◆ **What the exercise asks**
Scan the lines below for the string "component" and copy every one that has it.

◆ **Data listing**
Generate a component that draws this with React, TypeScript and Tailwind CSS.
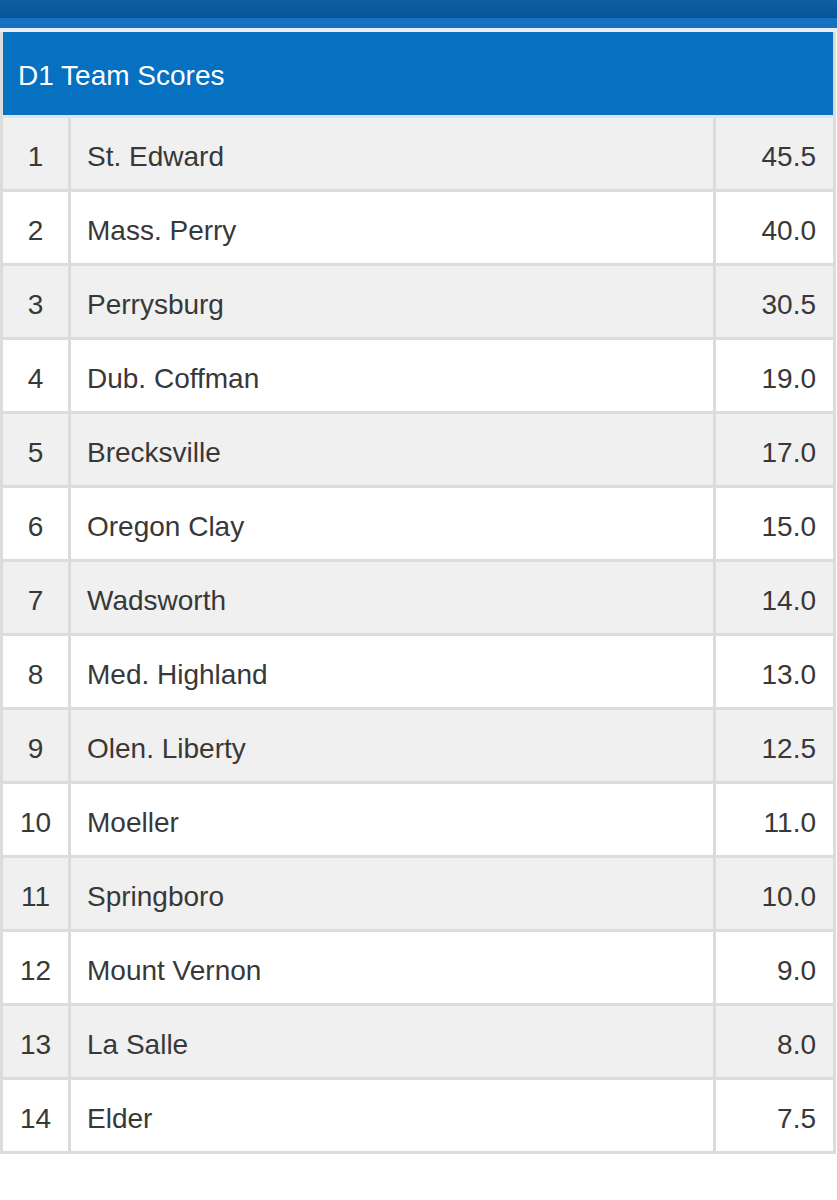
const teams: [number, string, string][] = [
  [1, "St. Edward", "45.5"],
  [2, "Mass. Perry", "40.0"],
  [3, "Perrysburg", "30.5"],
  [4, "Dub. Coffman", "19.0"],
  [5, "Brecksville", "17.0"],
  [6, "Oregon Clay", "15.0"],
  [7, "Wadsworth", "14.0"],
  [8, "Med. Highland", "13.0"],
  [9, "Olen. Liberty", "12.5"],
  [10, "Moeller", "11.0"],
  [11, "Springboro", "10.0"],
  [12, "Mount Vernon", "9.0"],
  [13, "La Salle", "8.0"],
  [14, "Elder", "7.5"],
];

export default function App() {
  return (
    <div
      className="min-h-[1200px] w-[837px] bg-white"
      style={{ fontFamily: '"Liberation Sans", Arial, sans-serif' }}
    >
      <div className="h-[18px] bg-gradient-to-b from-[#0d5fa6] to-[#0a5699] border-b border-[#0a4f8c]" />
      <div className="h-[10px] bg-[#1672c1]" />
      <div className="h-[4px] bg-[#e9eef4]" />

      <div className="w-[836px] border-l-[3px] border-r-[3px] border-[#dcdcdc]">
        <div className="h-[86px] bg-[#0670c1] border-b-[3px] border-[#dfe4ea] flex items-center pl-[15px] pt-[4px]">
          <h1 className="text-[28px] text-white leading-none">D1 Team Scores</h1>
        </div>

        {teams.map(([rank, name, score]) => (
          <div
            key={rank}
            className={`flex h-[74px] border-b-[3px] border-[#dcdcdc] text-[28px] text-[#383838] ${
              rank % 2 === 1 ? "bg-[#f0f0f0]" : "bg-white"
            }`}
          >
            <div className="w-[68px] border-r-[3px] border-[#dcdcdc] flex items-center justify-center pt-[6px]">
              {rank}
            </div>
            <div className="flex-1 border-r-[3px] border-[#dcdcdc] flex items-center pl-[16px] pt-[6px]">
              {name}
            </div>
            <div className="w-[117px] flex items-center justify-end pr-[17px] pt-[6px]">
              {score}
            </div>
          </div>
        ))}
      </div>
    </div>
  );
}
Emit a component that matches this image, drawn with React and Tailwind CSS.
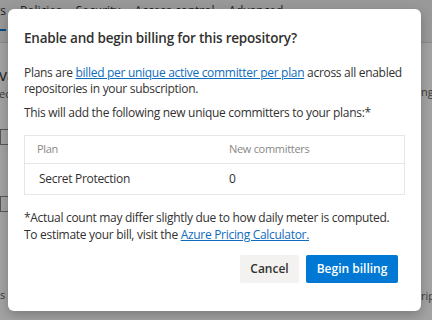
export default function App() {
  return (
    <div className="relative w-[432px] h-[320px] overflow-hidden bg-white text-[#323130]" style={{ fontFamily: '"Open Sans", "Noto Sans", sans-serif' }}>
      {/* page behind the dialog */}
      <div className="flex flex-col h-full">
        <div className="h-[43px] bg-[#f0f0f0] border-b border-[#d8d8d8] flex flex-col">
          <div className="flex gap-[14px] pt-[3px] text-[12px] leading-[16px] text-[#323130] whitespace-nowrap">
            <span className="w-[6px] overflow-hidden flex justify-end">
              <span>Settings</span>
            </span>
            <span>Policies</span>
            <span>Security</span>
            <span>Access control</span>
            <span>Advanced</span>
          </div>
          <span className="mt-[10px] h-[2px] w-[6px] bg-[#0078d4]"></span>
        </div>
        <div className="flex-1 flex justify-between">
          <div className="w-[8px] overflow-hidden flex flex-col">
            <span className="text-[16px] leading-[20px] mt-[22px] -ml-[1px] whitespace-nowrap">va</span>
            <span className="text-[11px] leading-[14px] mt-[2px] -ml-[1px] text-[#605e5c] whitespace-nowrap">ec</span>
            <div className="mt-[28px] h-[16px] w-[20px] border border-[#8a8886]"></div>
            <div className="mt-[51px] h-[16px] w-[20px] border border-[#8a8886]"></div>
            <span className="text-[11px] leading-[14px] mt-[76px] text-[#605e5c] whitespace-nowrap">s a</span>
          </div>
          <div className="w-[11px] overflow-hidden flex flex-col">
            <span className="text-[11px] leading-[14px] mt-[42px] text-[#605e5c] whitespace-nowrap">ng</span>
            <span className="text-[11px] leading-[14px] mt-[190px] text-[#605e5c] whitespace-nowrap">rip</span>
          </div>
        </div>
      </div>

      {/* overlay */}
      <div className="absolute inset-0 bg-black/[0.36]"></div>

      {/* dialog */}
      <div className="absolute left-[8px] top-[9px] w-[413px] h-[302px] rounded-[6px] bg-white shadow-[0_4px_12px_rgba(0,0,0,0.25)] px-4 flex flex-col tracking-[-0.3px]">
        <h2 className="pt-[19px] text-[13.5px] leading-[20px] font-semibold tracking-[-0.2px]">Enable and begin billing for this repository?</h2>
        <p className="mt-[17px] text-[12px] leading-[16px]">
          Plans are <a className="text-[#0f6cbd] underline">billed per unique active committer per plan</a> across all enabled repositories in your subscription.
        </p>
        <p className="mt-2 text-[12px] leading-[16px]">This will add the following new unique committers to your plans:*</p>
        <div className="mt-[14px] border border-[#e6e6e6] text-[12px]">
          <div className="flex h-[28px] items-center border-b border-[#e6e6e6] text-[11px] text-[#8a8886]">
            <span className="w-[204px] pl-[12px]">Plan</span>
            <span>New committers</span>
          </div>
          <div className="flex h-[30px] items-center">
            <span className="w-[204px] pl-[14px]">Secret Protection</span>
            <span>0</span>
          </div>
        </div>
        <p className="mt-[14px] text-[12px] leading-[17px]">
          *Actual count may differ slightly due to how daily meter is computed.<br />
          To estimate your bill, visit the <a className="text-[#0f6cbd] underline">Azure Pricing Calculator.</a>
        </p>
        <div className="mt-[12px] flex justify-end gap-[7px] pr-[7px] tracking-normal">
          <button className="h-[28px] w-[59px] bg-[#f3f2f1] text-[12px] font-semibold rounded-[2px]">Cancel</button>
          <button className="h-[28px] w-[92px] bg-[#0078d4] text-white text-[12px] font-semibold rounded-[2px]">Begin billing</button>
        </div>
      </div>
    </div>
  );
}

◆ **Written answer**
Generate a component that draws this with React, TypeScript and Tailwind CSS.
Emit a component that matches this image, drawn with React and Tailwind CSS.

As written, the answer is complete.